Prior to joining, “Alcoa was not a happy family…It was more like the Manson family, but with the addition of molten metal. O’Neill figured his top priority, if he took the job, would have to be something that everybody—unions and executives—could agree was important. He needed a focus that would bring people together, that would give him leverage to change how people worked and communicated.”

“I went to basics. Everyone deserves to leave work as safely as they arrive, right? You shouldn’t be scared that feeding your family is going to kill you. That’s what I decided to focus on: changing everyone’s safety habits.”

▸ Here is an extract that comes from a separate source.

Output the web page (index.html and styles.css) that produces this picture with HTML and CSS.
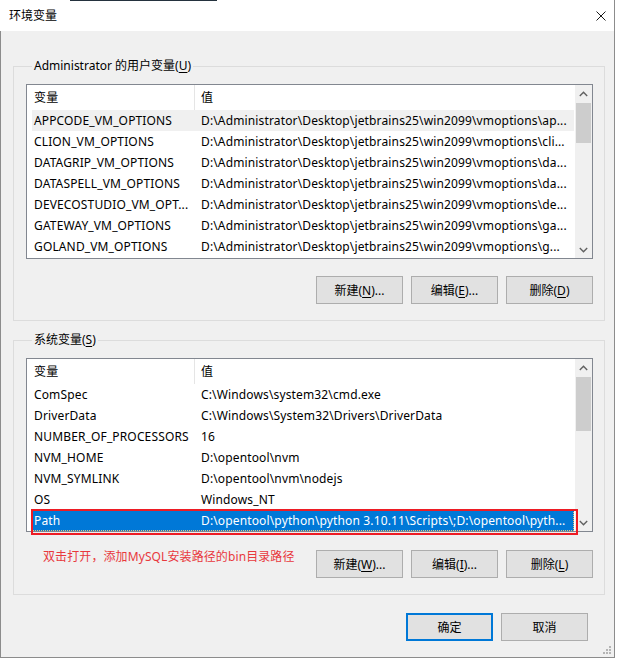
FILE: index.html
```html
<!DOCTYPE html>
<html lang="zh-CN">
<head>
<meta charset="utf-8">
<title>环境变量</title>
<link rel="stylesheet" href="styles.css">
</head>
<body>
<div class="window">
  <div class="titlebar">
    <span class="title">环境变量</span>
    <svg class="close" width="10" height="10" viewBox="0 0 10 10"><path d="M0.5 0.5 L9.5 9.5 M9.5 0.5 L0.5 9.5" stroke="#1a1a1a" stroke-width="1" fill="none"/></svg>
  </div>
  <div class="content">
    <fieldset class="group">
      <legend>Administrator 的用户变量(<u>U</u>)</legend>
      <div class="list">
        <div class="list-body">
          <div class="row header"><span class="c1">变量</span><span class="c2">值</span></div>
          <div class="row hover"><span class="c1">APPCODE_VM_OPTIONS</span><span class="c2">D:\Administrator\Desktop\jetbrains25\win2099\vmoptions\ap...</span></div>
          <div class="row"><span class="c1">CLION_VM_OPTIONS</span><span class="c2">D:\Administrator\Desktop\jetbrains25\win2099\vmoptions\cli...</span></div>
          <div class="row"><span class="c1">DATAGRIP_VM_OPTIONS</span><span class="c2">D:\Administrator\Desktop\jetbrains25\win2099\vmoptions\da...</span></div>
          <div class="row"><span class="c1">DATASPELL_VM_OPTIONS</span><span class="c2">D:\Administrator\Desktop\jetbrains25\win2099\vmoptions\da...</span></div>
          <div class="row"><span class="c1">DEVECOSTUDIO_VM_OPT...</span><span class="c2">D:\Administrator\Desktop\jetbrains25\win2099\vmoptions\de...</span></div>
          <div class="row"><span class="c1">GATEWAY_VM_OPTIONS</span><span class="c2">D:\Administrator\Desktop\jetbrains25\win2099\vmoptions\ga...</span></div>
          <div class="row"><span class="c1">GOLAND_VM_OPTIONS</span><span class="c2">D:\Administrator\Desktop\jetbrains25\win2099\vmoptions\g...</span></div>
        </div>
        <div class="scrollbar">
          <div class="arrow"><svg width="9" height="6" viewBox="0 0 9 6"><path d="M0.8 5 L4.5 1.3 L8.2 5" stroke="#606060" stroke-width="1.4" fill="none"/></svg></div>
          <div class="track"><div class="thumb thumb1"></div></div>
          <div class="arrow"><svg width="9" height="6" viewBox="0 0 9 6"><path d="M0.8 1 L4.5 4.7 L8.2 1" stroke="#606060" stroke-width="1.4" fill="none"/></svg></div>
        </div>
      </div>
      <div class="actions">
        <button class="btn">新建(<u>N</u>)...</button>
        <button class="btn">编辑(<u>E</u>)...</button>
        <button class="btn">删除(<u>D</u>)</button>
      </div>
    </fieldset>

    <fieldset class="group group2">
      <legend>系统变量(<u>S</u>)</legend>
      <div class="list list2">
        <div class="list-body">
          <div class="row header"><span class="c1">变量</span><span class="c2">值</span></div>
          <div class="row"><span class="c1">ComSpec</span><span class="c2">C:\Windows\system32\cmd.exe</span></div>
          <div class="row"><span class="c1">DriverData</span><span class="c2">C:\Windows\System32\Drivers\DriverData</span></div>
          <div class="row"><span class="c1">NUMBER_OF_PROCESSORS</span><span class="c2">16</span></div>
          <div class="row"><span class="c1">NVM_HOME</span><span class="c2">D:\opentool\nvm</span></div>
          <div class="row"><span class="c1">NVM_SYMLINK</span><span class="c2">D:\opentool\nvm\nodejs</span></div>
          <div class="row"><span class="c1">OS</span><span class="c2">Windows_NT</span></div>
          <div class="row selected"><span class="c1">Path</span><span class="c2">D:\opentool\python\python 3.10.11\Scripts\;D:\opentool\pyth...</span></div>
        </div>
        <div class="scrollbar">
          <div class="arrow"><svg width="9" height="6" viewBox="0 0 9 6"><path d="M0.8 5 L4.5 1.3 L8.2 5" stroke="#606060" stroke-width="1.4" fill="none"/></svg></div>
          <div class="track"><div class="thumb thumb2"></div></div>
          <div class="arrow"><svg width="9" height="6" viewBox="0 0 9 6"><path d="M0.8 1 L4.5 4.7 L8.2 1" stroke="#606060" stroke-width="1.4" fill="none"/></svg></div>
        </div>
        <div class="mark"></div>
      </div>
      <div class="actions actions2">
        <span class="note">双击打开，添加MySQL安装路径的bin目录路径</span>
        <button class="btn">新建(<u>W</u>)...</button>
        <button class="btn">编辑(<u>I</u>)...</button>
        <button class="btn">删除(<u>L</u>)</button>
      </div>
    </fieldset>

    <div class="footer">
      <button class="btn primary">确定</button>
      <button class="btn">取消</button>
    </div>
  </div>
  <svg class="grip" width="9" height="9" viewBox="0 0 9 9">
    <rect x="6" y="0" width="2" height="2" fill="#b4b4b4"/>
    <rect x="3" y="3" width="2" height="2" fill="#b4b4b4"/>
    <rect x="6" y="3" width="2" height="2" fill="#b4b4b4"/>
    <rect x="0" y="6" width="2" height="2" fill="#b4b4b4"/>
    <rect x="3" y="6" width="2" height="2" fill="#b4b4b4"/>
    <rect x="6" y="6" width="2" height="2" fill="#b4b4b4"/>
  </svg>
</div>
</body>
</html>
```

FILE: styles.css
```css
html, body {
  margin: 0;
  background: #ffffff;
}

body {
  font-family: "Noto Sans", "Noto Sans CJK SC", sans-serif;
  font-size: 12px;
  color: #000;
}

.window {
  position: relative;
  width: 615px;
  height: 658px;
  box-sizing: border-box;
  border-right: 1px solid #8c8c8c;
  border-bottom: 1px solid #8c8c8c;
  display: flex;
  flex-direction: column;
  background: #f0f0f0;
}

.window::before {
  content: "";
  position: absolute;
  left: 70px;
  top: 0;
  width: 147px;
  height: 1px;
  background: #24323e;
}

.titlebar {
  height: 31px;
  flex: none;
  background: #ffffff;
  display: flex;
  align-items: center;
  justify-content: space-between;
  padding: 0 8px 0 9px;
}

.title {
  font-size: 12px;
  line-height: 16px;
}

.close {
  display: block;
  margin-top: 1px;
}

.content {
  flex: 1;
  border-left: 1px solid #8c8c8c;
  padding: 27px 9px 0 12px;
  display: flex;
  flex-direction: column;
}

.group {
  margin: 0;
  padding: 10px 11px 16px 12px;
  border: 1px solid #dcdcdc;
  min-width: 0;
}

.group2 {
  margin-top: 11px;
}

.group legend {
  padding: 0 2px;
  margin-left: 6px;
  line-height: 16px;
  font-size: 12px;
}

u {
  text-decoration: underline;
  text-underline-offset: 2px;
}

.list {
  position: relative;
  height: 175px;
  box-sizing: border-box;
  border: 1px solid #828790;
  background: #ffffff;
  display: flex;
}

.list2 {
  height: 174px;
}

.list-body {
  flex: 1;
  min-width: 0;
  display: flex;
  flex-direction: column;
  letter-spacing: 0.14px;
}

.row {
  height: 21px;
  line-height: 21px;
  display: flex;
  white-space: nowrap;
  flex: none;
  margin-left: 5px;
  margin-right: 1px;
}

.row.header {
  height: 25px;
  line-height: 25px;
}

.c1 {
  width: 163px;
  box-sizing: border-box;
  padding-left: 2px;
  overflow: hidden;
  flex: none;
}

.header .c1 {
  border-right: 1px solid #e5e5e5;
}

.c2 {
  flex: 1;
  padding-left: 6px;
  overflow: hidden;
}

.row.hover {
  background: #f0f0f0;
}

.row.selected {
  background: #0078d7;
  color: #ffffff;
  outline: 1px dotted #e9c27a;
  outline-offset: -1px;
}

.scrollbar {
  width: 17px;
  flex: none;
  background: #f0f0f0;
  display: flex;
  flex-direction: column;
}

.arrow {
  height: 17px;
  flex: none;
  display: flex;
  align-items: center;
  justify-content: center;
}

.track {
  flex: 1;
  padding: 1px 1px 0 1px;
}

.thumb {
  background: #cdcdcd;
}

.thumb1 {
  height: 40px;
}

.thumb2 {
  height: 54px;
}

.mark {
  position: absolute;
  left: 4px;
  top: 150px;
  width: 547px;
  height: 26px;
  box-sizing: border-box;
  border: 2px solid #ed1c24;
}

.actions {
  display: flex;
  justify-content: flex-end;
  gap: 8px;
  margin-top: 17px;
}

.actions2 {
  margin-top: 18px;
}

.note {
  margin-left: 17px;
  margin-right: auto;
  color: #e8383d;
  font-size: 12px;
  line-height: 16px;
  margin-top: -1px;
  letter-spacing: 0.1px;
  align-self: flex-start;
}

.btn {
  width: 87px;
  height: 28px;
  box-sizing: border-box;
  border: 1px solid #adadad;
  background: #e1e1e1;
  font-family: "Noto Sans", "Noto Sans CJK SC", sans-serif;
  font-size: 12px;
  color: #000;
  padding: 0;
  margin: 0;
}

.btn.primary {
  border: 2px solid #0078d7;
}

.footer {
  display: flex;
  justify-content: flex-end;
  gap: 8px;
  margin-top: 18px;
  padding-right: 17px;
}

.grip {
  position: absolute;
  right: 2px;
  bottom: 2px;
}
```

“I’m really glad to be here,” O’Neill told a room full of workers…”I’m happy to negotiate with you about anything, but there’s one thing I’m never going to negotiate with you, and that’s safety. I don’t ever want you to say that we haven’t taken every step to make sure people don’t get hurt. If you want to argue with me about that, you’re going to lose.”

“The brilliance of this approach was that no one, of course, wanted to argue with O’Neill about worker safety. Unions had been fighting for better safety rules for years. Managers didn’t want to argue about it, either, since injuries meant lost productivity and low morale.”

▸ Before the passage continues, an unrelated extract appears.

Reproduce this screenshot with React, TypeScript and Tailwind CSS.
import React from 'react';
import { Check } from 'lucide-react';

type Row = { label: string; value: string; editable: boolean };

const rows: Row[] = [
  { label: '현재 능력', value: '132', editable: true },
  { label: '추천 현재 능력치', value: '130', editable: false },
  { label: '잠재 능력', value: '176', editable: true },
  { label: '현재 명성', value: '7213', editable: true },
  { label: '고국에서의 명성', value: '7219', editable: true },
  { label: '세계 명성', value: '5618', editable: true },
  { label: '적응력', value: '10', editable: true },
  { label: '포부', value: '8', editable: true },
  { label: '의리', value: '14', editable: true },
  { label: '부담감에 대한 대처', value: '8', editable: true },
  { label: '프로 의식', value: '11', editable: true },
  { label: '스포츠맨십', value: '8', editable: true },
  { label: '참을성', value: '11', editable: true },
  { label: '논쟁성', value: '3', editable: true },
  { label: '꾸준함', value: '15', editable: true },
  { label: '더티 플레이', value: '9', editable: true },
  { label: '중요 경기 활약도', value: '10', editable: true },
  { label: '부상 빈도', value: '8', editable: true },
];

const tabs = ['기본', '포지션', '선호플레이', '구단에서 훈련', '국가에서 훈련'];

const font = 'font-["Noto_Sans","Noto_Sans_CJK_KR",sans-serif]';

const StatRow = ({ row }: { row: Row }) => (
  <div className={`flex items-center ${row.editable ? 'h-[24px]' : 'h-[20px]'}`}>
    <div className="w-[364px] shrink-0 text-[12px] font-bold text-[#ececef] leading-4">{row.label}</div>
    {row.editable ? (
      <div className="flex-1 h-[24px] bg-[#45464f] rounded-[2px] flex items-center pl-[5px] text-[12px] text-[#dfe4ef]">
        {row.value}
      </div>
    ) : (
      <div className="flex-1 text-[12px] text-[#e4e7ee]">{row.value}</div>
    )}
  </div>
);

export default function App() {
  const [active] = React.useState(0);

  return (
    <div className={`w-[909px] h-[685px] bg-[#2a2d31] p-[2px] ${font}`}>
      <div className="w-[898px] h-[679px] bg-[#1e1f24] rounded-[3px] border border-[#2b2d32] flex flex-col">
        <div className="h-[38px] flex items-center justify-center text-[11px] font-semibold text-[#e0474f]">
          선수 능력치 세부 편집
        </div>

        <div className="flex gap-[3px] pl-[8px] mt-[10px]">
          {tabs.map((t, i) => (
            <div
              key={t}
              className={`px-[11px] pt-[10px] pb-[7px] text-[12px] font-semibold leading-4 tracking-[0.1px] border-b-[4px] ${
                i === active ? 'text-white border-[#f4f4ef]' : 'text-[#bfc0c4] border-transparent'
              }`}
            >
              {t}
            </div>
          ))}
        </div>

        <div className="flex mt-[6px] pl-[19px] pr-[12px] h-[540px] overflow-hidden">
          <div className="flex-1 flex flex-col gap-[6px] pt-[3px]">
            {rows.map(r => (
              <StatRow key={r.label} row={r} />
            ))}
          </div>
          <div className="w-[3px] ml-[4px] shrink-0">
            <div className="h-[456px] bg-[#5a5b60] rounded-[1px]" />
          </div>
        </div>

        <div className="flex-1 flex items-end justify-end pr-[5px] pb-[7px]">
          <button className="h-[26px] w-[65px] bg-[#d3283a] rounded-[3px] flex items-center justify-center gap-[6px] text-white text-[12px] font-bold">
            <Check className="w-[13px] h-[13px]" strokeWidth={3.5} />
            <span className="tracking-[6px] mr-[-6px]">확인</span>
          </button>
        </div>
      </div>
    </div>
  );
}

“The key to protecting Alcoa employees, O’Neill believed, was understanding why injuries happened in the first place. And to understand why injuries happened, you had to study how the manufacturing process was going wrong. To understand how things were going wrong, you had to bring in people who could educate workers about quality control and the most efficient work processes, so that it would be easier to do everything right, since correct work is also safer work.”

“O’Neill’s safety plan…Any time someone was injured, the unit president had to report it to O’Neill within twenty-four hours and present a plan for making sure the injury never happened again. And there was a reward: The only people who got promoted were those who embraced the system.”

“Unit presidents were busy people. To contact O’Neill within twenty-four hours of an injury, they needed to hear about an accident from their vice presidents as soon as it happened. So vice presidents needed to be in constant communication with floor managers. And floor managers need to get workers to raise warnings as they saw a problem and keep a list of suggestions nearby, so that when the vice president asked for a plan, there was an idea box already full of possibilities.”

“As Alcoa’s safety patterns shifted, other aspects of the company started changing with startling speed, as well. Rules that unions had spent decades opposing—such as measuring the productivity of individual workers—were suddenly embraced, because such measurements helped everyone figure out when part of the manufacturing process was getting out of whack, posing a safety risk.”

“O’Neill never promised that his focus on worker safety would increase Alcoa’s profits. However, as his new routines moved through the organization, costs came down, quality went up, and productivity skyrocketed.”